YOUR GOAL: All the data below goes into the copy word for word, but the pictures don't.
::::::::::
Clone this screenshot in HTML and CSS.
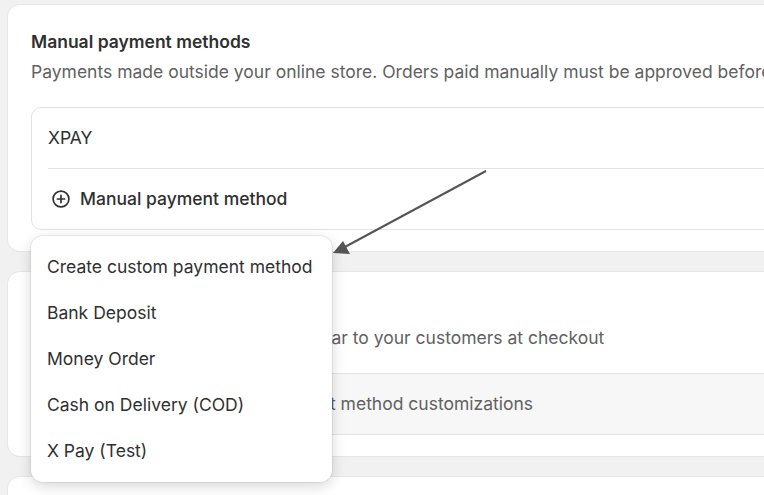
FILE: index.html
```html
<!DOCTYPE html>
<html lang="en">
<head>
<meta charset="utf-8">
<title>Payments</title>
<link rel="stylesheet" href="styles.css">
</head>
<body>
<div class="page">
  <section class="card card-manual">
    <h2 class="card-title">Manual payment methods</h2>
    <p class="card-desc">Payments made outside your online store. Orders paid manually must be approved before being fulfilled.</p>
    <div class="box">
      <div class="box-row">XPAY</div>
      <div class="box-divider"></div>
      <div class="box-row add-row">
        <svg class="plus-icon" viewBox="0 0 20 20" width="20" height="20" aria-hidden="true">
          <circle cx="10" cy="10" r="7.9" fill="none" stroke="#303030" stroke-width="1.7"/>
          <path d="M10 6.4v7.2M6.4 10h7.2" stroke="#303030" stroke-width="1.7" stroke-linecap="round"/>
        </svg>
        <span>Manual payment method</span>
      </div>
    </div>
  </section>

  <section class="card card-custom">
    <h2 class="card-title">Payment customizations</h2>
    <p class="card-desc">Control how payment methods appear to your customers at checkout</p>
    <div class="box box-muted">
      <div class="box-row muted-text">Use apps to manage your payment method customizations</div>
    </div>
  </section>

  <section class="card card-next"></section>

  <div class="popover" role="menu">
    <div class="menu-item">Create custom payment method</div>
    <div class="menu-item">Bank Deposit</div>
    <div class="menu-item">Money Order</div>
    <div class="menu-item">Cash on Delivery (COD)</div>
    <div class="menu-item">X Pay (Test)</div>
  </div>

  <svg class="annotation" width="764" height="495" viewBox="0 0 764 495" aria-hidden="true">
    <line x1="486" y1="171" x2="343" y2="248" stroke="#555" stroke-width="2"/>
    <polygon points="333,253 343,241 350,254" fill="#555"/>
  </svg>
</div>
</body>
</html>
```

FILE: styles.css
```css
* { box-sizing: border-box; }

html, body {
  margin: 0;
  padding: 0;
  background: #f1f1f1;
  overflow: hidden;
  width: 764px;
  height: 495px;
}

body {
  font-family: Inter, "Noto Sans", "Liberation Sans", sans-serif;
  font-size: 17.5px;
  line-height: 24px;
  color: #303030;
}

.page {
  position: relative;
  padding: 5px 0 0 8px;
  display: flex;
  flex-direction: column;
  gap: 21px;
  width: 764px;
  height: 495px;
  overflow: hidden;
}

.card {
  width: 820px;
  background: #fff;
  border-radius: 12px;
  box-shadow: 0 0 0 1px #e6e6e6, 0 1px 0 0 #dcdcdc;
  padding: 25px 23px 21px;
  flex-shrink: 0;
}

.card-title {
  margin: 0;
  font-size: 17.5px;
  line-height: 24px;
  font-weight: 600;
  color: #303030;
}

.card-desc {
  margin: 6px 0 0;
  color: #616161;
  white-space: nowrap;
  overflow: hidden;
}

.box {
  margin-top: 23px;
  border: 1px solid #e3e3e3;
  border-radius: 10px;
}

.box-row {
  padding: 18px 16px;
  white-space: nowrap;
}

.box-divider {
  height: 1px;
  margin: 0 0 0 16px;
  background: #e3e3e3;
}

.add-row {
  display: flex;
  align-items: center;
  gap: 9px;
  padding-left: 19px;
  font-weight: 500;
}

.plus-icon { flex-shrink: 0; }

.card-custom {
  padding-top: 24px;
}

.card-custom .box { margin-top: 23px; }

.box-muted {
  background: #f7f7f7;
  border-radius: 0;
  border-left: none;
}

.muted-text { color: #616161; }

.card-next {
  height: 60px;
}

.popover {
  position: absolute;
  left: 31px;
  top: 236px;
  width: 301px;
  padding: 8px 0;
  background: #fff;
  border-radius: 12px;
  box-shadow: 0 0 0 1px rgba(0, 0, 0, 0.06), 0 4px 14px rgba(0, 0, 0, 0.16);
}

.menu-item {
  height: 46px;
  display: flex;
  align-items: center;
  padding-left: 16px;
  color: #303030;
  white-space: nowrap;
}

.annotation {
  position: absolute;
  left: 0;
  top: 0;
  pointer-events: none;
}
```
::::::::::
EXERCISE OUTPUT:
Clone this screenshot in HTML and CSS.
FILE: index.html
```html
<!DOCTYPE html>
<html lang="en">
<head>
<meta charset="utf-8">
<title>Payments</title>
<link rel="stylesheet" href="styles.css">
</head>
<body>
<div class="page">
  <section class="card card-manual">
    <h2 class="card-title">Manual payment methods</h2>
    <p class="card-desc">Payments made outside your online store. Orders paid manually must be approved before being fulfilled.</p>
    <div class="box">
      <div class="box-row">XPAY</div>
      <div class="box-divider"></div>
      <div class="box-row add-row">
        <svg class="plus-icon" viewBox="0 0 20 20" width="20" height="20" aria-hidden="true">
          <circle cx="10" cy="10" r="7.9" fill="none" stroke="#303030" stroke-width="1.7"/>
          <path d="M10 6.4v7.2M6.4 10h7.2" stroke="#303030" stroke-width="1.7" stroke-linecap="round"/>
        </svg>
        <span>Manual payment method</span>
      </div>
    </div>
  </section>

  <section class="card card-custom">
    <h2 class="card-title">Payment customizations</h2>
    <p class="card-desc">Control how payment methods appear to your customers at checkout</p>
    <div class="box box-muted">
      <div class="box-row muted-text">Use apps to manage your payment method customizations</div>
    </div>
  </section>

  <section class="card card-next"></section>

  <div class="popover" role="menu">
    <div class="menu-item">Create custom payment method</div>
    <div class="menu-item">Bank Deposit</div>
    <div class="menu-item">Money Order</div>
    <div class="menu-item">Cash on Delivery (COD)</div>
    <div class="menu-item">X Pay (Test)</div>
  </div>

  <svg class="annotation" width="764" height="495" viewBox="0 0 764 495" aria-hidden="true">
    <line x1="486" y1="171" x2="343" y2="248" stroke="#555" stroke-width="2"/>
    <polygon points="333,253 343,241 350,254" fill="#555"/>
  </svg>
</div>
</body>
</html>
```

FILE: styles.css
```css
* { box-sizing: border-box; }

html, body {
  margin: 0;
  padding: 0;
  background: #f1f1f1;
  overflow: hidden;
  width: 764px;
  height: 495px;
}

body {
  font-family: Inter, "Noto Sans", "Liberation Sans", sans-serif;
  font-size: 17.5px;
  line-height: 24px;
  color: #303030;
}

.page {
  position: relative;
  padding: 5px 0 0 8px;
  display: flex;
  flex-direction: column;
  gap: 21px;
  width: 764px;
  height: 495px;
  overflow: hidden;
}

.card {
  width: 820px;
  background: #fff;
  border-radius: 12px;
  box-shadow: 0 0 0 1px #e6e6e6, 0 1px 0 0 #dcdcdc;
  padding: 25px 23px 21px;
  flex-shrink: 0;
}

.card-title {
  margin: 0;
  font-size: 17.5px;
  line-height: 24px;
  font-weight: 600;
  color: #303030;
}

.card-desc {
  margin: 6px 0 0;
  color: #616161;
  white-space: nowrap;
  overflow: hidden;
}

.box {
  margin-top: 23px;
  border: 1px solid #e3e3e3;
  border-radius: 10px;
}

.box-row {
  padding: 18px 16px;
  white-space: nowrap;
}

.box-divider {
  height: 1px;
  margin: 0 0 0 16px;
  background: #e3e3e3;
}

.add-row {
  display: flex;
  align-items: center;
  gap: 9px;
  padding-left: 19px;
  font-weight: 500;
}

.plus-icon { flex-shrink: 0; }

.card-custom {
  padding-top: 24px;
}

.card-custom .box { margin-top: 23px; }

.box-muted {
  background: #f7f7f7;
  border-radius: 0;
  border-left: none;
}

.muted-text { color: #616161; }

.card-next {
  height: 60px;
}

.popover {
  position: absolute;
  left: 31px;
  top: 236px;
  width: 301px;
  padding: 8px 0;
  background: #fff;
  border-radius: 12px;
  box-shadow: 0 0 0 1px rgba(0, 0, 0, 0.06), 0 4px 14px rgba(0, 0, 0, 0.16);
}

.menu-item {
  height: 46px;
  display: flex;
  align-items: center;
  padding-left: 16px;
  color: #303030;
  white-space: nowrap;
}

.annotation {
  position: absolute;
  left: 0;
  top: 0;
  pointer-events: none;
}
```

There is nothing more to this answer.